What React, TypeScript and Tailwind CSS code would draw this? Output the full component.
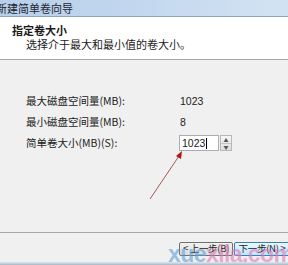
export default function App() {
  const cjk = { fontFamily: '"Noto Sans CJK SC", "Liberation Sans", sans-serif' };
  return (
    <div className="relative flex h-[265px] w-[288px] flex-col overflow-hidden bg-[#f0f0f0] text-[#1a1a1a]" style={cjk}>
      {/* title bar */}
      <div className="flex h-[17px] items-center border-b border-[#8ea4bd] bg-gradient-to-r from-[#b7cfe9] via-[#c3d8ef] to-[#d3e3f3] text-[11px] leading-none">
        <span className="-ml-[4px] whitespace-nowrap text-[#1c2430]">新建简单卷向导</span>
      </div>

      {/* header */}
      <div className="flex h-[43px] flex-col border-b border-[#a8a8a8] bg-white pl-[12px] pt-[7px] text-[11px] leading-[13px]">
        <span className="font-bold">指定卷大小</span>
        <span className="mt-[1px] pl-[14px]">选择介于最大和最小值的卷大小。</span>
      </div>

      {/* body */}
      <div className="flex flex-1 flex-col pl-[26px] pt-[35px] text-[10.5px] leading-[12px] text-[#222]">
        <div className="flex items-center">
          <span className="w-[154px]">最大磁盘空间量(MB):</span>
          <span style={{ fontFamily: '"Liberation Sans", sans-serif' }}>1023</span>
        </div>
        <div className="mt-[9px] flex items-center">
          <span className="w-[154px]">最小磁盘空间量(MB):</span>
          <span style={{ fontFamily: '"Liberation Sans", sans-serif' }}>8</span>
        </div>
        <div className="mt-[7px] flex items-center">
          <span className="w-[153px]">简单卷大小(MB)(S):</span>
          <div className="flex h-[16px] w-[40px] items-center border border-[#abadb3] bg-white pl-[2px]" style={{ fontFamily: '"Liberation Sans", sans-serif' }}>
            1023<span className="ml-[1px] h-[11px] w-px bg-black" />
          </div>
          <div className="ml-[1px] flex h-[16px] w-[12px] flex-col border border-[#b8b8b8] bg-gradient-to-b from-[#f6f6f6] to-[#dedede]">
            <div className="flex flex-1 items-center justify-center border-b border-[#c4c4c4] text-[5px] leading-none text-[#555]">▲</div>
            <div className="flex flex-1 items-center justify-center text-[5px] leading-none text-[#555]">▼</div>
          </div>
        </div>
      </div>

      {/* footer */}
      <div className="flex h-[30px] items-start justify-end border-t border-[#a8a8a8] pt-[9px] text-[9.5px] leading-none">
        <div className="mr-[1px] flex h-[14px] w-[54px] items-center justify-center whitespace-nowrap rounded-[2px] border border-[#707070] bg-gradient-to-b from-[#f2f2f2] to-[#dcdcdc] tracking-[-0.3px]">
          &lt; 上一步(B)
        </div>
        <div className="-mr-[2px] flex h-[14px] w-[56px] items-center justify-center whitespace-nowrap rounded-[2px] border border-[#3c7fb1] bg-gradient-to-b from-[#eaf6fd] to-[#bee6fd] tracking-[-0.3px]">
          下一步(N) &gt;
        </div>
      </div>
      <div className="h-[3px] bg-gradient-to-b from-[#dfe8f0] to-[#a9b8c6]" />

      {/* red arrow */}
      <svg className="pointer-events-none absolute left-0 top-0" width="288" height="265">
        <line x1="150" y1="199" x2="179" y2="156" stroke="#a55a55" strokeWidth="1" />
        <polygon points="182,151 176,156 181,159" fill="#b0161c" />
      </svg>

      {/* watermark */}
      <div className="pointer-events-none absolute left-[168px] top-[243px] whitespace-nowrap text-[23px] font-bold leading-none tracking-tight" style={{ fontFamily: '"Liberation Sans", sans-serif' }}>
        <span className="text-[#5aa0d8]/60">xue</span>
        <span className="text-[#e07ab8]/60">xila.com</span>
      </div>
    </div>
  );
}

::::::::

Reproduce every line precisely as given, omitting all pictures.

What React, TypeScript and Tailwind CSS code would draw this? Output the full component.
export default function App() {
  const cjk = { fontFamily: '"Noto Sans CJK SC", "Liberation Sans", sans-serif' };
  return (
    <div className="relative flex h-[265px] w-[288px] flex-col overflow-hidden bg-[#f0f0f0] text-[#1a1a1a]" style={cjk}>
      {/* title bar */}
      <div className="flex h-[17px] items-center border-b border-[#8ea4bd] bg-gradient-to-r from-[#b7cfe9] via-[#c3d8ef] to-[#d3e3f3] text-[11px] leading-none">
        <span className="-ml-[4px] whitespace-nowrap text-[#1c2430]">新建简单卷向导</span>
      </div>

      {/* header */}
      <div className="flex h-[43px] flex-col border-b border-[#a8a8a8] bg-white pl-[12px] pt-[7px] text-[11px] leading-[13px]">
        <span className="font-bold">指定卷大小</span>
        <span className="mt-[1px] pl-[14px]">选择介于最大和最小值的卷大小。</span>
      </div>

      {/* body */}
      <div className="flex flex-1 flex-col pl-[26px] pt-[35px] text-[10.5px] leading-[12px] text-[#222]">
        <div className="flex items-center">
          <span className="w-[154px]">最大磁盘空间量(MB):</span>
          <span style={{ fontFamily: '"Liberation Sans", sans-serif' }}>1023</span>
        </div>
        <div className="mt-[9px] flex items-center">
          <span className="w-[154px]">最小磁盘空间量(MB):</span>
          <span style={{ fontFamily: '"Liberation Sans", sans-serif' }}>8</span>
        </div>
        <div className="mt-[7px] flex items-center">
          <span className="w-[153px]">简单卷大小(MB)(S):</span>
          <div className="flex h-[16px] w-[40px] items-center border border-[#abadb3] bg-white pl-[2px]" style={{ fontFamily: '"Liberation Sans", sans-serif' }}>
            1023<span className="ml-[1px] h-[11px] w-px bg-black" />
          </div>
          <div className="ml-[1px] flex h-[16px] w-[12px] flex-col border border-[#b8b8b8] bg-gradient-to-b from-[#f6f6f6] to-[#dedede]">
            <div className="flex flex-1 items-center justify-center border-b border-[#c4c4c4] text-[5px] leading-none text-[#555]">▲</div>
            <div className="flex flex-1 items-center justify-center text-[5px] leading-none text-[#555]">▼</div>
          </div>
        </div>
      </div>

      {/* footer */}
      <div className="flex h-[30px] items-start justify-end border-t border-[#a8a8a8] pt-[9px] text-[9.5px] leading-none">
        <div className="mr-[1px] flex h-[14px] w-[54px] items-center justify-center whitespace-nowrap rounded-[2px] border border-[#707070] bg-gradient-to-b from-[#f2f2f2] to-[#dcdcdc] tracking-[-0.3px]">
          &lt; 上一步(B)
        </div>
        <div className="-mr-[2px] flex h-[14px] w-[56px] items-center justify-center whitespace-nowrap rounded-[2px] border border-[#3c7fb1] bg-gradient-to-b from-[#eaf6fd] to-[#bee6fd] tracking-[-0.3px]">
          下一步(N) &gt;
        </div>
      </div>
      <div className="h-[3px] bg-gradient-to-b from-[#dfe8f0] to-[#a9b8c6]" />

      {/* red arrow */}
      <svg className="pointer-events-none absolute left-0 top-0" width="288" height="265">
        <line x1="150" y1="199" x2="179" y2="156" stroke="#a55a55" strokeWidth="1" />
        <polygon points="182,151 176,156 181,159" fill="#b0161c" />
      </svg>

      {/* watermark */}
      <div className="pointer-events-none absolute left-[168px] top-[243px] whitespace-nowrap text-[23px] font-bold leading-none tracking-tight" style={{ fontFamily: '"Liberation Sans", sans-serif' }}>
        <span className="text-[#5aa0d8]/60">xue</span>
        <span className="text-[#e07ab8]/60">xila.com</span>
      </div>
    </div>
  );
}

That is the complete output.